Requirement →
Report how many lines hold the word "index"; answer with the number alone.

Recorded information →
= = =
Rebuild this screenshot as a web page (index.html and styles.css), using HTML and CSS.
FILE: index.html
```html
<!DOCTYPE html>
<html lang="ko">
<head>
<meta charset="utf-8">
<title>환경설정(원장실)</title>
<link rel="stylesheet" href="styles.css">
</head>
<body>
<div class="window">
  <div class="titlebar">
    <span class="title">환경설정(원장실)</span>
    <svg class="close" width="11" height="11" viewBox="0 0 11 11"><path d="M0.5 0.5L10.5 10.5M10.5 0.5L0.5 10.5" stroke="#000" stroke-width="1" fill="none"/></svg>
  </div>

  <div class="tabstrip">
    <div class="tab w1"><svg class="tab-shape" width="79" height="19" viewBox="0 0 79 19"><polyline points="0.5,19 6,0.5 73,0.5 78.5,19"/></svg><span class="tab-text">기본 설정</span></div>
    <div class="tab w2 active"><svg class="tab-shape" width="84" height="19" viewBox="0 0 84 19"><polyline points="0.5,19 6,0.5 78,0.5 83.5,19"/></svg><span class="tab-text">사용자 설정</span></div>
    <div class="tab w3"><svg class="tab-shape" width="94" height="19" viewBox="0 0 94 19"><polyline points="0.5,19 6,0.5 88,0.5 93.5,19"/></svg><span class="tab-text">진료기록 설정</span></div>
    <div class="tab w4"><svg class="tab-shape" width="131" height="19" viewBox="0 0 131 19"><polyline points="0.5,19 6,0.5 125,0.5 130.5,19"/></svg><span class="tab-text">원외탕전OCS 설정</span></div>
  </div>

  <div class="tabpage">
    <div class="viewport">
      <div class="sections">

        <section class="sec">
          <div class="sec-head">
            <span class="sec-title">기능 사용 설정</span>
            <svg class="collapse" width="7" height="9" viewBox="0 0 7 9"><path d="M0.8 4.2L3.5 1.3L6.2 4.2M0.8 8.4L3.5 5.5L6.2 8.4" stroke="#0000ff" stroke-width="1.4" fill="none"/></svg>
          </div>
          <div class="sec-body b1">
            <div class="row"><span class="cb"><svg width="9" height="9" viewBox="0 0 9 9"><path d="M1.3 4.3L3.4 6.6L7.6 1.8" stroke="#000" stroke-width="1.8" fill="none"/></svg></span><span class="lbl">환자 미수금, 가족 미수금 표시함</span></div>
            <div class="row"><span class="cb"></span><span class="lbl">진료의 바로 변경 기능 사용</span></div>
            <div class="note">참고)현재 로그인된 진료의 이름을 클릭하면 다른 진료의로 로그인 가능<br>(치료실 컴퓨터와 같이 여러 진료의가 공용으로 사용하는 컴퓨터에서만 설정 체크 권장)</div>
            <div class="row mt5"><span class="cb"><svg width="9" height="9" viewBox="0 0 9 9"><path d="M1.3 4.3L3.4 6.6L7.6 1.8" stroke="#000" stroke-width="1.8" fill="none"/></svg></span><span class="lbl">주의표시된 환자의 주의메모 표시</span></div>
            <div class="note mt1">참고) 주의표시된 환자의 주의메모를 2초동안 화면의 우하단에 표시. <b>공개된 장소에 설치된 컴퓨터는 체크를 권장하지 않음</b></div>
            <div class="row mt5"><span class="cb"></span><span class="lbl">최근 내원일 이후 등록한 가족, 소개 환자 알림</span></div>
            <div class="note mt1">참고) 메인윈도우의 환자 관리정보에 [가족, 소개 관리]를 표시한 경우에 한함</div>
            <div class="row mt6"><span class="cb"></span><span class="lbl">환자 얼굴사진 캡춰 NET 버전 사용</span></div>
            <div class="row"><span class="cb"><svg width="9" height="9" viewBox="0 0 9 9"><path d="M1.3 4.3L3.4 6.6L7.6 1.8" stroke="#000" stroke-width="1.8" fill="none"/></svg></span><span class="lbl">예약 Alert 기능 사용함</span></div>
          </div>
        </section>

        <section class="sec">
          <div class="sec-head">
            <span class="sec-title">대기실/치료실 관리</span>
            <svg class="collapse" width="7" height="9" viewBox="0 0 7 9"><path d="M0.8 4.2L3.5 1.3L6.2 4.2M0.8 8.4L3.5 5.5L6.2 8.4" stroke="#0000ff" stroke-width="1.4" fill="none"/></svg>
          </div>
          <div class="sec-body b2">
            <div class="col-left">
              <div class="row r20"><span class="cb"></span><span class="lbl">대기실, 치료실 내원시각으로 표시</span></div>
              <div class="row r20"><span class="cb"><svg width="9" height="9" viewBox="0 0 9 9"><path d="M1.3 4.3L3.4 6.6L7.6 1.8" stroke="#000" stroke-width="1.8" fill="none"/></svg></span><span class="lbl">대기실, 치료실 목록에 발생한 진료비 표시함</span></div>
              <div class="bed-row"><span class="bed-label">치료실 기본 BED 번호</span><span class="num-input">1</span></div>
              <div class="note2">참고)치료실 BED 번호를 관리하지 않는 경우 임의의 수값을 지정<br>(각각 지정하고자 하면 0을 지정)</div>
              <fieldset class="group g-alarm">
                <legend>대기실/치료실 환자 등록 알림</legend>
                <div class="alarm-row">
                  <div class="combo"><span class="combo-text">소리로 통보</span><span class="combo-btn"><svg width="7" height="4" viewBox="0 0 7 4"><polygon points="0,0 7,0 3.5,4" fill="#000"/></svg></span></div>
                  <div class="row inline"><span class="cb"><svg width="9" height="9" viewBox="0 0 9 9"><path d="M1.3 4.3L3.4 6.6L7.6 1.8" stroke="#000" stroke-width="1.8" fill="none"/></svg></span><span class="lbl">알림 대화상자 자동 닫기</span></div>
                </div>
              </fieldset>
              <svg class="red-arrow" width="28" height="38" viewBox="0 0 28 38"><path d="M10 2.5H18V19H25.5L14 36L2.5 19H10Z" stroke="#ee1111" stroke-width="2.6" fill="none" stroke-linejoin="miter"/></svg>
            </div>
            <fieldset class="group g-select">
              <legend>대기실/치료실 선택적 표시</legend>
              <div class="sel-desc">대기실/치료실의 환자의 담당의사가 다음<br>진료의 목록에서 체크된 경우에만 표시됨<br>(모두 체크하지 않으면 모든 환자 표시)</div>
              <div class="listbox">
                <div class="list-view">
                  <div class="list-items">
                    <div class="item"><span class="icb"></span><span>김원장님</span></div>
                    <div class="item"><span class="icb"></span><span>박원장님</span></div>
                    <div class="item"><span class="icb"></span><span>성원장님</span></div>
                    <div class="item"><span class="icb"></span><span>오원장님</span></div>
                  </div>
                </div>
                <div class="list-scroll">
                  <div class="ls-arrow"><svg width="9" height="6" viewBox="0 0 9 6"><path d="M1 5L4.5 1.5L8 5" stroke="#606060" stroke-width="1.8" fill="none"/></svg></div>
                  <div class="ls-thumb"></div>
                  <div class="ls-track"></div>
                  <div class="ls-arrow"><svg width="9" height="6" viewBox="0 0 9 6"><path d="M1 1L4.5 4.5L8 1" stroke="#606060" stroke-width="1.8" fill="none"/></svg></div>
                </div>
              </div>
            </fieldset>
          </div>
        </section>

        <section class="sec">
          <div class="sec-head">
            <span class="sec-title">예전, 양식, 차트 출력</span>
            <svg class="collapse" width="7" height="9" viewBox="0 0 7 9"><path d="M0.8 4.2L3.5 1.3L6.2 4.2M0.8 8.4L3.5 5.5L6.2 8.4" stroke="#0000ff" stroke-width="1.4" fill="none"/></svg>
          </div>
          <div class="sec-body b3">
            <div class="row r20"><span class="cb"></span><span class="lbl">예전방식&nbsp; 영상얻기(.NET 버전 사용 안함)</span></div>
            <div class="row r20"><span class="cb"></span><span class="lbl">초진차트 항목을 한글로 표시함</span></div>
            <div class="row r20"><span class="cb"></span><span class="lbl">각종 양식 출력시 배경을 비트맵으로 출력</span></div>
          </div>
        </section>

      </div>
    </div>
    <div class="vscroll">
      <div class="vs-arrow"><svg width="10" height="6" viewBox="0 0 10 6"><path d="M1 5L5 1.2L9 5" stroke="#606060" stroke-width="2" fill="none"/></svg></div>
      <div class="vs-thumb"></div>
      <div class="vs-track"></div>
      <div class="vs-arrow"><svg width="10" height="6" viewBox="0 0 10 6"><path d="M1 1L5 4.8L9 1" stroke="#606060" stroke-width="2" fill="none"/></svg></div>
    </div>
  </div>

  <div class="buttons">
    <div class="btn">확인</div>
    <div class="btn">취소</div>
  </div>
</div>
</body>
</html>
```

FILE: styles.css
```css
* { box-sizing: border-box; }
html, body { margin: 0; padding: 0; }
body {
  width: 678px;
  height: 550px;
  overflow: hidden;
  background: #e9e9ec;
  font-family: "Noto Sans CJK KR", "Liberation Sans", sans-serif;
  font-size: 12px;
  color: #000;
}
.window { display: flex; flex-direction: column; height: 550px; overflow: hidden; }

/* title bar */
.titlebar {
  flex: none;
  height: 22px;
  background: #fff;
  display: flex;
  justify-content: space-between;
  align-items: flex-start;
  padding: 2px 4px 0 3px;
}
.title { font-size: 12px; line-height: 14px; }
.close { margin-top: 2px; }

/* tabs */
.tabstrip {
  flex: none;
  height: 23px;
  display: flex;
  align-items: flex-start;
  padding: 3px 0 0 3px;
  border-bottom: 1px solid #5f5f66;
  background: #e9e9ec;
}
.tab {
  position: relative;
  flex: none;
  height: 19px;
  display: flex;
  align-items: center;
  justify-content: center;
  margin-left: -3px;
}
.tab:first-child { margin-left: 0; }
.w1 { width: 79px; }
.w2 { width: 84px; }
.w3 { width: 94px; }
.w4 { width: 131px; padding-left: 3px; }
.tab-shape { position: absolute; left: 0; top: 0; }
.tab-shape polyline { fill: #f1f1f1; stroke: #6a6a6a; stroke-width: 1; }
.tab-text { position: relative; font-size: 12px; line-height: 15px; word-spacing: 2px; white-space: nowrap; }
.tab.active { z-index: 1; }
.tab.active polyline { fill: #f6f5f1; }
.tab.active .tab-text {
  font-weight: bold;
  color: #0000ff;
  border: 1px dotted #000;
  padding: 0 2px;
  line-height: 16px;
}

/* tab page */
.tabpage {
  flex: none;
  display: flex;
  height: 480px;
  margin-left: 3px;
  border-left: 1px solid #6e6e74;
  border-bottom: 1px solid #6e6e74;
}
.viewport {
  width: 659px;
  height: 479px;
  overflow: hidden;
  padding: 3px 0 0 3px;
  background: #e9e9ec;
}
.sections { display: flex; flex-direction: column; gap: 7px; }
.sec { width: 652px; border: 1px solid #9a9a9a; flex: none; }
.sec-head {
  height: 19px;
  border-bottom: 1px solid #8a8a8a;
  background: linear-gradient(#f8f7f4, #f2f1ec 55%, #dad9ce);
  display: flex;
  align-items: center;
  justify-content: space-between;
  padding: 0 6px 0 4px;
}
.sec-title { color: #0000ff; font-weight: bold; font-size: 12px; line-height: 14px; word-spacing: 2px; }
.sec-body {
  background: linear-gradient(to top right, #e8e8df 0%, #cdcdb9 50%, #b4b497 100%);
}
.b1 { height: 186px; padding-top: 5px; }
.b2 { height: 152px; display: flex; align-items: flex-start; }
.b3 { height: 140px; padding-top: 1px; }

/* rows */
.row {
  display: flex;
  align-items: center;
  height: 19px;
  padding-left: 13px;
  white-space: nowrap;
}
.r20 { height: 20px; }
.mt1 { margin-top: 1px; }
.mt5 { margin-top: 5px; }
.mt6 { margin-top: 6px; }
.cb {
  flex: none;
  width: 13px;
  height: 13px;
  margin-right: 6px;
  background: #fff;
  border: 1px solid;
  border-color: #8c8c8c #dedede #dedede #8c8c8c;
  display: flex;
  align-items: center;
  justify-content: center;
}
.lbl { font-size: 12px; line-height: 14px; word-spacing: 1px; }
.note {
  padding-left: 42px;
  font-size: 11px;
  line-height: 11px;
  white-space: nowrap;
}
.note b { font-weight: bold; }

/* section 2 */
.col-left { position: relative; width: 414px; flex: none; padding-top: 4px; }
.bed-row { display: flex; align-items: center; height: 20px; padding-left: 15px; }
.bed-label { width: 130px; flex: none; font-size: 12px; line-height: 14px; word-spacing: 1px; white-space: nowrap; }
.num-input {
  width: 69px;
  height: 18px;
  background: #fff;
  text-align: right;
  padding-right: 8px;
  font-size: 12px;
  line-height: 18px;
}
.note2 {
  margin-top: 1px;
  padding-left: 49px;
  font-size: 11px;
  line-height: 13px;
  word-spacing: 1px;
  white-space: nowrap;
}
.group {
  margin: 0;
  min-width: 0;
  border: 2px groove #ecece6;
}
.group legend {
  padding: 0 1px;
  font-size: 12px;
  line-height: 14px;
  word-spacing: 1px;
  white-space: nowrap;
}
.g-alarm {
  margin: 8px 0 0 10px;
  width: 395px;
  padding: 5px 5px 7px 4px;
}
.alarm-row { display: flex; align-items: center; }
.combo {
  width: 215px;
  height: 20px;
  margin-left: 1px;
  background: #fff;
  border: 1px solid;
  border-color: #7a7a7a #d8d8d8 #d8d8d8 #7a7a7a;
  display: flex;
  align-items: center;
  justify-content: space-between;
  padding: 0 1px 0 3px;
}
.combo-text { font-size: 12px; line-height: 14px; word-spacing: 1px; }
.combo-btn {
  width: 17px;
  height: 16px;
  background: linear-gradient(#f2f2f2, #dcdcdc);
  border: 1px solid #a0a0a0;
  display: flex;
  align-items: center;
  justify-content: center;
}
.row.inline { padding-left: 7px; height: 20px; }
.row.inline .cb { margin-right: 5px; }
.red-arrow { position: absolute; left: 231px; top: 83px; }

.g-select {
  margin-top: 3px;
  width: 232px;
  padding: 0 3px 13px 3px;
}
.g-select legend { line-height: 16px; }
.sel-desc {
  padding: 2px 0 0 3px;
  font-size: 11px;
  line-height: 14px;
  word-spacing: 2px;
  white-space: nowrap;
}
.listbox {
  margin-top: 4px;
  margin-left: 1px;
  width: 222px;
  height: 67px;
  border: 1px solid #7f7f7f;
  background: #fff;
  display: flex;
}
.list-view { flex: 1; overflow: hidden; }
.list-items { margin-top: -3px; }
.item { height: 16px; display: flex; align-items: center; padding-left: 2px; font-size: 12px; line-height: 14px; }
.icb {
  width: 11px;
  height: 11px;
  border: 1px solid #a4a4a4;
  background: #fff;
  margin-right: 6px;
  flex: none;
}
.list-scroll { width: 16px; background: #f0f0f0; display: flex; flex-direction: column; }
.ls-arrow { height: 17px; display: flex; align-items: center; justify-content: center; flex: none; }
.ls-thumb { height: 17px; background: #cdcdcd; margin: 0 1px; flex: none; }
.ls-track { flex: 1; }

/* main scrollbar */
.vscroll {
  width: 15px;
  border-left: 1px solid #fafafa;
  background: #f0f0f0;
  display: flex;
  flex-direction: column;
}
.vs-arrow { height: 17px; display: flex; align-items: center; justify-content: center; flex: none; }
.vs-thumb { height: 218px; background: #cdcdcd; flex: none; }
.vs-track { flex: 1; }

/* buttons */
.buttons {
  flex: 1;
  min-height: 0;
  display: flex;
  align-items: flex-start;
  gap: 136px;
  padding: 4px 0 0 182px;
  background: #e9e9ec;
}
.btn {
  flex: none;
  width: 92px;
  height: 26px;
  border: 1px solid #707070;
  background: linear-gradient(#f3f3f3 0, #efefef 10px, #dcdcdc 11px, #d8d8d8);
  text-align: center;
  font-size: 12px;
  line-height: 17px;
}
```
= = =
Response →
3